Problem >>
Quote the listing below in full and exactly as written, but omit every picture.

Raw data >>
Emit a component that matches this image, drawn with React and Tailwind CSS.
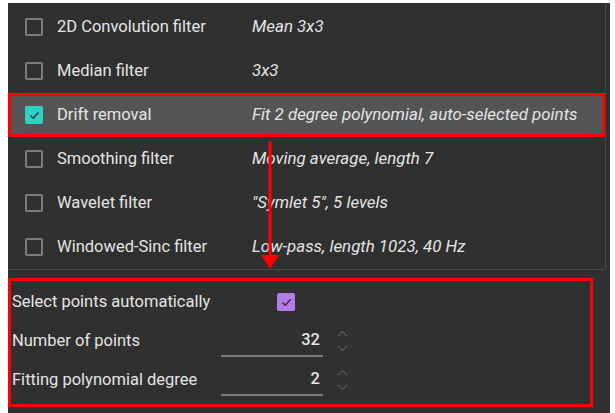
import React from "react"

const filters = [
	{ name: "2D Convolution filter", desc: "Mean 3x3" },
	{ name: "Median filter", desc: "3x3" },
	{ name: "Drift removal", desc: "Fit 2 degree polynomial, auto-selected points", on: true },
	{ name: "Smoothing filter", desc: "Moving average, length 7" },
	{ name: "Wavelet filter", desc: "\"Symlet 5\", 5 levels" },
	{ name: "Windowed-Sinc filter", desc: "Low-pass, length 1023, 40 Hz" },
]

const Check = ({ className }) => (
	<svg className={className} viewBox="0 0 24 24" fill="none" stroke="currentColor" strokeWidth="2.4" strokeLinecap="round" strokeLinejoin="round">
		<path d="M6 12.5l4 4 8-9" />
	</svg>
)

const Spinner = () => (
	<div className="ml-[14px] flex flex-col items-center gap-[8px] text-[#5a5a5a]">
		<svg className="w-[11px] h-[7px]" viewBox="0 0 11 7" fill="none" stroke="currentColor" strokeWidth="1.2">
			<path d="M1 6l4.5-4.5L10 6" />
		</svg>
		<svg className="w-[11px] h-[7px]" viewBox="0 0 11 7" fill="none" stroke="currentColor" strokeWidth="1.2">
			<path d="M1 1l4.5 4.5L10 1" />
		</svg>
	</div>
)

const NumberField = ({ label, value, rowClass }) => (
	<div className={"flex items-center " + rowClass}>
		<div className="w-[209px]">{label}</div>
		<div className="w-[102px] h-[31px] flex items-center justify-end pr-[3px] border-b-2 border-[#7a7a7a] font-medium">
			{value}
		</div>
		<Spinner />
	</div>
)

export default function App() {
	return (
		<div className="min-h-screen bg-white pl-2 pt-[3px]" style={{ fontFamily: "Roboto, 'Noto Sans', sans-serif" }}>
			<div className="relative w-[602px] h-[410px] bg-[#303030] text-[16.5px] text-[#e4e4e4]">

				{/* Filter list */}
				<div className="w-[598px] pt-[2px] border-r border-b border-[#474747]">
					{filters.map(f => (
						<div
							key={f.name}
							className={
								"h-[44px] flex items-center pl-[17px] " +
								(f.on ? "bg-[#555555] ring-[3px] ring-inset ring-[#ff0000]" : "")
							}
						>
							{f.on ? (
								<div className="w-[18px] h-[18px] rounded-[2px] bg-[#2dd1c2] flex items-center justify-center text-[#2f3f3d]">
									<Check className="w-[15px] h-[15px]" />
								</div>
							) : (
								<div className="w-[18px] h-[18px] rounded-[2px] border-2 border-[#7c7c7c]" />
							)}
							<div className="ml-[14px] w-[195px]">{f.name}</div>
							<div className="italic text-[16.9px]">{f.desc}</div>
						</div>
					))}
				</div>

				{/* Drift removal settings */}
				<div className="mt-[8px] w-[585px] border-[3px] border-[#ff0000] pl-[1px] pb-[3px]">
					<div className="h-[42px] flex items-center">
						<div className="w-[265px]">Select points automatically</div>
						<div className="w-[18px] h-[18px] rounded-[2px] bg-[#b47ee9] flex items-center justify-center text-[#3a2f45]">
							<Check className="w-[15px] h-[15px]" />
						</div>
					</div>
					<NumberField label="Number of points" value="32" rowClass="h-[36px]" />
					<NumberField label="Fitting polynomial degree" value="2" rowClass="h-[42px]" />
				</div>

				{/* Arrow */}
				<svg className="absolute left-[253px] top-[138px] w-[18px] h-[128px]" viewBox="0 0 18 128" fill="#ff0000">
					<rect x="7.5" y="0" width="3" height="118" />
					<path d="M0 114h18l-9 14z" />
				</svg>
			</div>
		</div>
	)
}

Task output >>
Emit a component that matches this image, drawn with React and Tailwind CSS.
import React from "react"

const filters = [
	{ name: "2D Convolution filter", desc: "Mean 3x3" },
	{ name: "Median filter", desc: "3x3" },
	{ name: "Drift removal", desc: "Fit 2 degree polynomial, auto-selected points", on: true },
	{ name: "Smoothing filter", desc: "Moving average, length 7" },
	{ name: "Wavelet filter", desc: "\"Symlet 5\", 5 levels" },
	{ name: "Windowed-Sinc filter", desc: "Low-pass, length 1023, 40 Hz" },
]

const Check = ({ className }) => (
	<svg className={className} viewBox="0 0 24 24" fill="none" stroke="currentColor" strokeWidth="2.4" strokeLinecap="round" strokeLinejoin="round">
		<path d="M6 12.5l4 4 8-9" />
	</svg>
)

const Spinner = () => (
	<div className="ml-[14px] flex flex-col items-center gap-[8px] text-[#5a5a5a]">
		<svg className="w-[11px] h-[7px]" viewBox="0 0 11 7" fill="none" stroke="currentColor" strokeWidth="1.2">
			<path d="M1 6l4.5-4.5L10 6" />
		</svg>
		<svg className="w-[11px] h-[7px]" viewBox="0 0 11 7" fill="none" stroke="currentColor" strokeWidth="1.2">
			<path d="M1 1l4.5 4.5L10 1" />
		</svg>
	</div>
)

const NumberField = ({ label, value, rowClass }) => (
	<div className={"flex items-center " + rowClass}>
		<div className="w-[209px]">{label}</div>
		<div className="w-[102px] h-[31px] flex items-center justify-end pr-[3px] border-b-2 border-[#7a7a7a] font-medium">
			{value}
		</div>
		<Spinner />
	</div>
)

export default function App() {
	return (
		<div className="min-h-screen bg-white pl-2 pt-[3px]" style={{ fontFamily: "Roboto, 'Noto Sans', sans-serif" }}>
			<div className="relative w-[602px] h-[410px] bg-[#303030] text-[16.5px] text-[#e4e4e4]">

				{/* Filter list */}
				<div className="w-[598px] pt-[2px] border-r border-b border-[#474747]">
					{filters.map(f => (
						<div
							key={f.name}
							className={
								"h-[44px] flex items-center pl-[17px] " +
								(f.on ? "bg-[#555555] ring-[3px] ring-inset ring-[#ff0000]" : "")
							}
						>
							{f.on ? (
								<div className="w-[18px] h-[18px] rounded-[2px] bg-[#2dd1c2] flex items-center justify-center text-[#2f3f3d]">
									<Check className="w-[15px] h-[15px]" />
								</div>
							) : (
								<div className="w-[18px] h-[18px] rounded-[2px] border-2 border-[#7c7c7c]" />
							)}
							<div className="ml-[14px] w-[195px]">{f.name}</div>
							<div className="italic text-[16.9px]">{f.desc}</div>
						</div>
					))}
				</div>

				{/* Drift removal settings */}
				<div className="mt-[8px] w-[585px] border-[3px] border-[#ff0000] pl-[1px] pb-[3px]">
					<div className="h-[42px] flex items-center">
						<div className="w-[265px]">Select points automatically</div>
						<div className="w-[18px] h-[18px] rounded-[2px] bg-[#b47ee9] flex items-center justify-center text-[#3a2f45]">
							<Check className="w-[15px] h-[15px]" />
						</div>
					</div>
					<NumberField label="Number of points" value="32" rowClass="h-[36px]" />
					<NumberField label="Fitting polynomial degree" value="2" rowClass="h-[42px]" />
				</div>

				{/* Arrow */}
				<svg className="absolute left-[253px] top-[138px] w-[18px] h-[128px]" viewBox="0 0 18 128" fill="#ff0000">
					<rect x="7.5" y="0" width="3" height="118" />
					<path d="M0 114h18l-9 14z" />
				</svg>
			</div>
		</div>
	)
}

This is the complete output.